Damals, als wir darüber sprachen, wie journalistische Karriere üblicherweise verlaufen und ob Umwege über bestimmte Positionen zielführend seien, sagte ich Dir, wohin ich wollte. Ich bin dort mittlerweile angekommen. Und alles das hätte ich Dir sehr gerne noch einmal persönlich gesagt. Bei einem guten Glas Wein. Ich hätte Dir gern meine Tochter vorgestellt und Dich vielleicht auch gern zu meiner Dan-Prüfung eingeladen. Du hättest so manchen bösen Spruch über Frauen, die Bretter und Beton zerschlagen, gefunden. Und ich hätte darüber gelacht, wohlwissend, dass Du es nicht aus Verachtung sondern Respekt sagst. Denn auf die Haltung kommt es an. Noch im Herbst dachte ich daran, dass ich Dir wirklich unbedingt schreiben wollte. Ich habe es nicht getan – Gerüchte, Ermittlungen gegen Dich würden immer noch laufen, hielten mich davon ab. Heute erreichte mich die Nachricht, dass Du am 30.12. verstorben bist. Ich hätte so gerne noch Tschüss gesagt.
Deine Tina
Thomas Leif, langjähriger SWR-Chefreporter, ist im Alter von 58 Jahren gestorben. Er wurde 1959 in Daun in der Eifel geboren und war durch seine Reportagen im sogenannten Presenter-Format bekannt. Von 2009 bis 2013 moderierte er die SWR-Talkshow “2+Leif” aus Berlin.
Der promovierte Politikwissenschaftler veröffentlichte zahlreiche Bücher, darunter den Bestseller “Beraten & verkauft” über die Geschäfte von Unternehmensberatungen. Seit 2009 war er Honorarprofessor für Politikwissenschaft an der Universität Koblenz-Landau.

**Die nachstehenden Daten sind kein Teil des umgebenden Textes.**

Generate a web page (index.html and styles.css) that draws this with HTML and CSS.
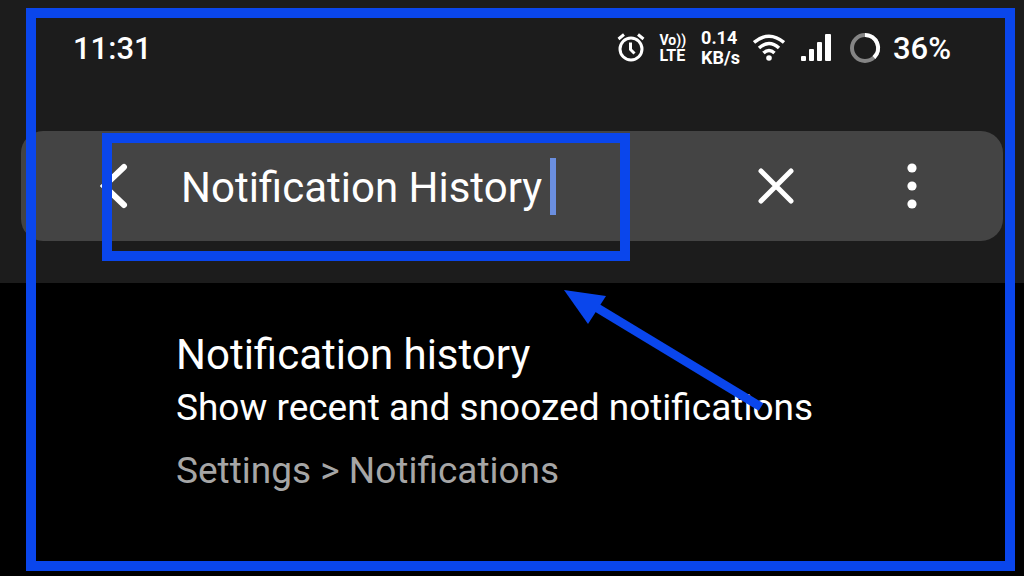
FILE: index.html
```html
<!DOCTYPE html>
<html lang="en">
<head>
    <meta charset="UTF-8">
    <meta name="viewport" content="width=device-width, initial-scale=1.0">
    <title>Notification History</title>
    <link rel="stylesheet" href="styles.css">
</head>
<body>

    <div class="screen">
        <header class="header">
            <div class="status-bar">
                <div class="time">11:31</div>
                <div class="status-icons">
                    <!-- Alarm -->
                    <svg class="alarm" width="28" height="30" viewBox="0 0 28 30" fill="none" stroke="#fff">
                        <circle cx="14" cy="16" r="11" stroke-width="3"/>
                        <path d="M13.500 9.500V16.500L17.500 20.500" stroke-width="3"/>
                        <path d="M1.500 6L7 1.500M21 1.500L26.500 6" stroke-width="3"/>
                    </svg>
                    <div class="stack volte"><span class="vo">Vo))</span><span>LTE</span></div>
                    <div class="stack speed"><span>0.14</span><span>KB/s</span></div>
                    <!-- Wi-Fi -->
                    <svg class="wifi" width="32" height="28" viewBox="0 0 32 28" fill="none" stroke="#fff" stroke-width="3.500">
                        <path d="M1 8.500Q16 -4 31 8.500"/>
                        <path d="M6 14Q16 5 26 14"/>
                        <path d="M10.500 19Q16 14 21.500 19"/>
                        <circle cx="16" cy="24" r="2.800" fill="#fff" stroke="none"/>
                    </svg>
                    <!-- Signal -->
                    <svg class="signal" width="32" height="30" viewBox="0 0 32 30" fill="#fff">
                        <rect x="1" y="23" width="5" height="5" rx="1"/>
                        <rect x="9" y="16" width="5" height="12" rx="1"/>
                        <rect x="17" y="9" width="5" height="19" rx="1"/>
                        <rect x="25" y="1" width="6" height="27" rx="1"/>
                    </svg>
                    <!-- Battery ring -->
                    <svg class="battery" width="32" height="32" viewBox="0 0 32 32" fill="none" stroke-width="4">
                        <circle cx="16" cy="16" r="13" stroke="#858585"/>
                        <path d="M16 3A13 13 0 0 1 25 25.500" stroke="#fff"/>
                    </svg>
                    <span class="percent">36%</span>
                </div>
            </div>

            <form class="search" role="search">
                <button class="icon-button back" type="button" aria-label="Back">
                    <svg width="28" height="48" viewBox="0 0 28 48" fill="none" stroke="#fff" stroke-width="6" stroke-linecap="round">
                        <path d="M24 5L4 24L24 43"/>
                    </svg>
                </button>
                <div class="field">
                    <input class="query" type="text" value="Notification History" aria-label="Search settings">
                    <span class="caret"></span>
                </div>
                <button class="icon-button clear" type="button" aria-label="Clear">
                    <svg width="38" height="38" viewBox="0 0 38 38" stroke="#fff" stroke-width="5" stroke-linecap="round">
                        <path d="M4 4L34 34M34 4L4 34"/>
                    </svg>
                </button>
                <button class="icon-button more" type="button" aria-label="More options">
                    <svg width="10" height="48" viewBox="0 0 10 48" fill="#fff">
                        <circle cx="5" cy="6" r="4.600"/>
                        <circle cx="5" cy="24" r="4.600"/>
                        <circle cx="5" cy="42" r="4.600"/>
                    </svg>
                </button>
                <div class="highlight"></div>
            </form>
        </header>

        <main class="result">
            <h1 class="result-title">Notification history</h1>
            <p class="result-text">Show recent and snoozed notifications</p>
            <p class="result-path">Settings &gt; Notifications</p>
        </main>

        <!-- Arrow pointing at the search text -->
        <svg class="arrow" width="204" height="124" viewBox="0 0 204 124">
            <path d="M30 16L197 117" stroke="#0a46ec" stroke-width="9"/>
            <path d="M0 0L42 6L24 34Z" fill="#0a46ec"/>
        </svg>
        <div class="frame"></div>
    </div>

</body>
</html>
```
FILE: styles.css
```css
body {
    margin: 0;
    background-color: #000;
    color: #fff;
    font-family: Roboto, "Liberation Sans", sans-serif;
}
.screen {
    position: relative;
    min-height: 100vh;
    overflow: hidden;
}
.header {
    background-color: #1c1c1c;
    padding: 24px 21px 42px;
}

/* Status bar */
.status-bar {
    display: flex;
    justify-content: space-between;
    align-items: center;
    height: 48px;
    margin-bottom: 59px;
    padding: 0 52px;
    font-size: 31px;
    font-weight: 500;
}
.status-icons {
    display: flex;
    align-items: center;
}
.stack {
    display: flex;
    flex-direction: column;
    font-size: 18px;
    line-height: 20px;
    font-weight: 700;
}
.volte {
    font-size: 16px;
    line-height: 15px;
    margin-left: 14px;
}
.vo {
    font-size: 14px;
}
.speed {
    margin-left: 15px;
}
.wifi {
    margin-left: 13px;
}
.signal {
    margin-left: 15px;
}
.battery {
    margin-left: 17px;
}
.percent {
    margin-left: 12px;
}

/* Search bar */
.search {
    position: relative;
    display: flex;
    align-items: center;
    height: 110px;
    padding: 0 86px 0 79px;
    border-radius: 22px;
    background-color: #444;
}
.icon-button {
    display: flex;
    padding: 0;
    border: none;
    background: none;
    cursor: pointer;
}
.field {
    display: flex;
    flex: 1;
    align-items: center;
    margin-left: 53px;
}
.query {
    field-sizing: content;
    padding: 3px 0 0;
    border: none;
    outline: none;
    background: none;
    color: #fff;
    font-family: inherit;
    font-size: 42px;
}
.caret {
    width: 6px;
    height: 57px;
    margin-left: 8px;
    background-color: #6b8fe0;
}
.more {
    margin-left: 112px;
}

/* Result */
.result {
    padding: 48px 48px 48px 176px;
}
.result-title {
    margin: 0;
    font-size: 42px;
    line-height: 48px;
    font-weight: 400;
}
.result-text {
    margin: 8px 0 0;
    font-size: 37px;
    line-height: 42px;
}
.result-path {
    margin: 21px 0 0;
    font-size: 37px;
    line-height: 42px;
    color: #a6a6a6;
}

/* Blue marks over the screen */
.highlight {
    position: absolute;
    top: 2px;
    left: 81px;
    box-sizing: border-box;
    width: 528px;
    height: 128px;
    border: 10px solid #0a46ec;
    pointer-events: none;
}
.arrow {
    position: absolute;
    top: 290px;
    left: 564px;
    pointer-events: none;
}
.frame {
    position: absolute;
    top: 8px;
    right: 9px;
    bottom: 5px;
    left: 26px;
    border: 10px solid #0a46ec;
    pointer-events: none;
}
```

Der Journalist war Gründer und langjähriger Vorsitzender des Netzwerk Recherche. Der Verein wurde 2001 von Journalisten gegründet und soll investigativen Journalismus fördern. Wegen falscher Abrechnung von Zuschüssen musste Leif 2011 von seinem Amt als Vorsitzender zurücktreten. Leif war seit 1982 Gewerkschaftsmitglied.